**Given instruction:** Transcribe the whole listing below without changing a word, but leave out every image.
╭─ Dataset extract
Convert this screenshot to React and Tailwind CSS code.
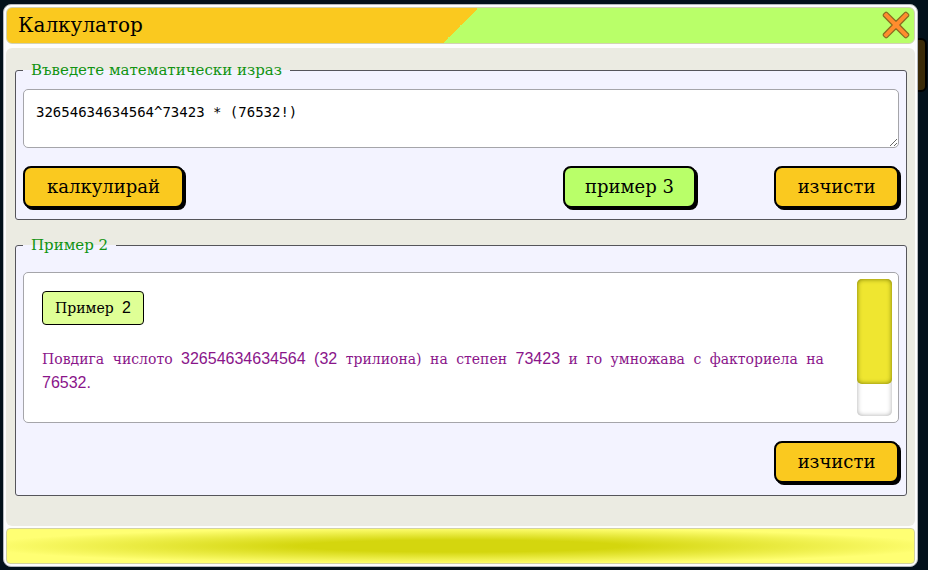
const serif = "font-['DejaVu_Serif','Liberation_Serif',serif]";
const sans = "font-['Liberation_Sans',sans-serif]";

function ActionButton({ children, tone = "bg-[#fac91f]", className = "" }) {
  return (
    <button
      type="button"
      className={`${serif} h-[42px] rounded-lg border-2 border-black text-[18px] leading-6 text-black shadow-[2px_2px_0_#000] ${tone} ${className}`}
    >
      {children}
    </button>
  );
}

function Panel({ title, className = "", children }) {
  return (
    <fieldset
      className={`min-w-0 rounded-[3px] border border-[#55555a] bg-[#f3f3ff] px-[7px] ${className}`}
    >
      <legend className={`${serif} px-2 text-[15px] leading-[22px] text-[#119311]`}>{title}</legend>
      {children}
    </fieldset>
  );
}

function CloseIcon() {
  return (
    <svg viewBox="0 0 28 28" className="size-7" aria-hidden="true">
      <path
        d="M5 1.4 14 10.2 23 1.4Q24 .8 24.8 1.6L26.4 3.2Q27.2 4 26.6 5L17.8 14 26.6 23Q27.2 24 26.4 24.8L24.8 26.4Q24 27.2 23 26.6L14 17.8 5 26.6Q4 27.2 3.2 26.4L1.6 24.8Q.8 24 1.4 23L10.2 14 1.4 5Q.8 4 1.6 3.2L3.2 1.6Q4 .8 5 1.4Z"
        fill="#ff8c2e"
        stroke="#8a6a20"
        strokeWidth="1.2"
        strokeLinejoin="round"
      />
    </svg>
  );
}

function Word({ children }) {
  return <span className={`${serif} text-[14px]`}>{children}</span>;
}

export default function App() {
  return (
    <div className="relative flex min-h-screen flex-col overflow-hidden bg-[#03111b] pt-1 pr-[10px] pb-[3px] pl-[3px]">
      <div className="absolute top-[38px] right-[1px] h-[54px] w-6 rounded-md border-2 border-black bg-[#3a2a08]" />
      <main className="relative flex grow flex-col rounded-lg border border-[#b5b8bc] bg-[#fdfdfd] p-[2px]">
        <header className="flex h-[37px] items-center justify-between rounded-md border border-[#d2d2b4] bg-[linear-gradient(135deg,#fac91f_50%,#b9ff69_50%)] pr-1 pb-[2px] pl-[11px]">
          <h1 className={`${serif} text-[20px] leading-7 text-black`}>Калкулатор</h1>
          <button type="button" aria-label="Затвори">
            <CloseIcon />
          </button>
        </header>

        <div className="mt-1 grow rounded-md bg-[#ebebe2] pt-[11px] pr-2 pb-[30px] pl-[9px]">
          <Panel title="Въведете математически израз" className="pb-[11px]">
            <textarea
              aria-label="Математически израз"
              defaultValue="32654634634564^73423 * (76532!)"
              className="mt-2 block h-[59px] w-full resize rounded-[5px] border border-[#a5a5aa] bg-white px-3 py-[11px] font-['DejaVu_Sans_Mono',monospace] text-[14px] leading-[22px] text-black outline-none"
            />
            <div className="mt-[18px] flex items-start">
              <ActionButton className="w-[161px]">калкулирай</ActionButton>
              <ActionButton tone="bg-[#b9ff69]" className="mr-[78px] ml-auto w-[133px]">
                пример 3
              </ActionButton>
              <ActionButton className="w-[125px]">изчисти</ActionButton>
            </div>
          </Panel>

          <Panel title="Пример 2" className="mt-[14px] pb-3">
            <div className="mt-4 flex min-h-[151px] rounded-[5px] border border-[#a5a5aa] bg-white py-[6px] pr-[6px] pl-[18px]">
              <div className={`${sans} grow pt-3 text-[16px]`}>
                <h2 className="w-fit rounded-[4px] border border-black bg-[#dfff96] px-3 py-1 leading-6 text-black">
                  <Word>Пример</Word> <span className="ml-1">2</span>
                </h2>
                <p className="mt-[22px] text-justify leading-6 text-[#8a158a]">
                  <Word>Повдига</Word> <Word>числото</Word> 32654634634564 (32{" "}
                  <Word>трилиона)</Word> <Word>на</Word> <Word>степен</Word> 73423 <Word>и</Word>{" "}
                  <Word>го</Word> <Word>умножава</Word> <Word>с</Word> <Word>факториела</Word>{" "}
                  <Word>на</Word> 76532.
                </p>
              </div>
              <div className="ml-[33px] w-[35px] shrink-0 rounded-[5px] bg-white shadow-[inset_0_0_5px_#aaa]">
                <div className="h-[105px] rounded-[5px] bg-[#efe630] shadow-[inset_0_0_5px_#777700]" />
              </div>
            </div>
            <div className="mt-[18px] flex justify-end">
              <ActionButton className="w-[125px]">изчисти</ActionButton>
            </div>
          </Panel>
        </div>

        <footer className="mt-[2px] h-9 rounded-[4px] border border-[#d2d2a0] bg-[radial-gradient(ellipse,#d4d60e_25%,#ffff73_75%)]" />
      </main>
    </div>
  );
}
╰─
**Exercise result:**
Convert this screenshot to React and Tailwind CSS code.
const serif = "font-['DejaVu_Serif','Liberation_Serif',serif]";
const sans = "font-['Liberation_Sans',sans-serif]";

function ActionButton({ children, tone = "bg-[#fac91f]", className = "" }) {
  return (
    <button
      type="button"
      className={`${serif} h-[42px] rounded-lg border-2 border-black text-[18px] leading-6 text-black shadow-[2px_2px_0_#000] ${tone} ${className}`}
    >
      {children}
    </button>
  );
}

function Panel({ title, className = "", children }) {
  return (
    <fieldset
      className={`min-w-0 rounded-[3px] border border-[#55555a] bg-[#f3f3ff] px-[7px] ${className}`}
    >
      <legend className={`${serif} px-2 text-[15px] leading-[22px] text-[#119311]`}>{title}</legend>
      {children}
    </fieldset>
  );
}

function CloseIcon() {
  return (
    <svg viewBox="0 0 28 28" className="size-7" aria-hidden="true">
      <path
        d="M5 1.4 14 10.2 23 1.4Q24 .8 24.8 1.6L26.4 3.2Q27.2 4 26.6 5L17.8 14 26.6 23Q27.2 24 26.4 24.8L24.8 26.4Q24 27.2 23 26.6L14 17.8 5 26.6Q4 27.2 3.2 26.4L1.6 24.8Q.8 24 1.4 23L10.2 14 1.4 5Q.8 4 1.6 3.2L3.2 1.6Q4 .8 5 1.4Z"
        fill="#ff8c2e"
        stroke="#8a6a20"
        strokeWidth="1.2"
        strokeLinejoin="round"
      />
    </svg>
  );
}

function Word({ children }) {
  return <span className={`${serif} text-[14px]`}>{children}</span>;
}

export default function App() {
  return (
    <div className="relative flex min-h-screen flex-col overflow-hidden bg-[#03111b] pt-1 pr-[10px] pb-[3px] pl-[3px]">
      <div className="absolute top-[38px] right-[1px] h-[54px] w-6 rounded-md border-2 border-black bg-[#3a2a08]" />
      <main className="relative flex grow flex-col rounded-lg border border-[#b5b8bc] bg-[#fdfdfd] p-[2px]">
        <header className="flex h-[37px] items-center justify-between rounded-md border border-[#d2d2b4] bg-[linear-gradient(135deg,#fac91f_50%,#b9ff69_50%)] pr-1 pb-[2px] pl-[11px]">
          <h1 className={`${serif} text-[20px] leading-7 text-black`}>Калкулатор</h1>
          <button type="button" aria-label="Затвори">
            <CloseIcon />
          </button>
        </header>

        <div className="mt-1 grow rounded-md bg-[#ebebe2] pt-[11px] pr-2 pb-[30px] pl-[9px]">
          <Panel title="Въведете математически израз" className="pb-[11px]">
            <textarea
              aria-label="Математически израз"
              defaultValue="32654634634564^73423 * (76532!)"
              className="mt-2 block h-[59px] w-full resize rounded-[5px] border border-[#a5a5aa] bg-white px-3 py-[11px] font-['DejaVu_Sans_Mono',monospace] text-[14px] leading-[22px] text-black outline-none"
            />
            <div className="mt-[18px] flex items-start">
              <ActionButton className="w-[161px]">калкулирай</ActionButton>
              <ActionButton tone="bg-[#b9ff69]" className="mr-[78px] ml-auto w-[133px]">
                пример 3
              </ActionButton>
              <ActionButton className="w-[125px]">изчисти</ActionButton>
            </div>
          </Panel>

          <Panel title="Пример 2" className="mt-[14px] pb-3">
            <div className="mt-4 flex min-h-[151px] rounded-[5px] border border-[#a5a5aa] bg-white py-[6px] pr-[6px] pl-[18px]">
              <div className={`${sans} grow pt-3 text-[16px]`}>
                <h2 className="w-fit rounded-[4px] border border-black bg-[#dfff96] px-3 py-1 leading-6 text-black">
                  <Word>Пример</Word> <span className="ml-1">2</span>
                </h2>
                <p className="mt-[22px] text-justify leading-6 text-[#8a158a]">
                  <Word>Повдига</Word> <Word>числото</Word> 32654634634564 (32{" "}
                  <Word>трилиона)</Word> <Word>на</Word> <Word>степен</Word> 73423 <Word>и</Word>{" "}
                  <Word>го</Word> <Word>умножава</Word> <Word>с</Word> <Word>факториела</Word>{" "}
                  <Word>на</Word> 76532.
                </p>
              </div>
              <div className="ml-[33px] w-[35px] shrink-0 rounded-[5px] bg-white shadow-[inset_0_0_5px_#aaa]">
                <div className="h-[105px] rounded-[5px] bg-[#efe630] shadow-[inset_0_0_5px_#777700]" />
              </div>
            </div>
            <div className="mt-[18px] flex justify-end">
              <ActionButton className="w-[125px]">изчисти</ActionButton>
            </div>
          </Panel>
        </div>

        <footer className="mt-[2px] h-9 rounded-[4px] border border-[#d2d2a0] bg-[radial-gradient(ellipse,#d4d60e_25%,#ffff73_75%)]" />
      </main>
    </div>
  );
}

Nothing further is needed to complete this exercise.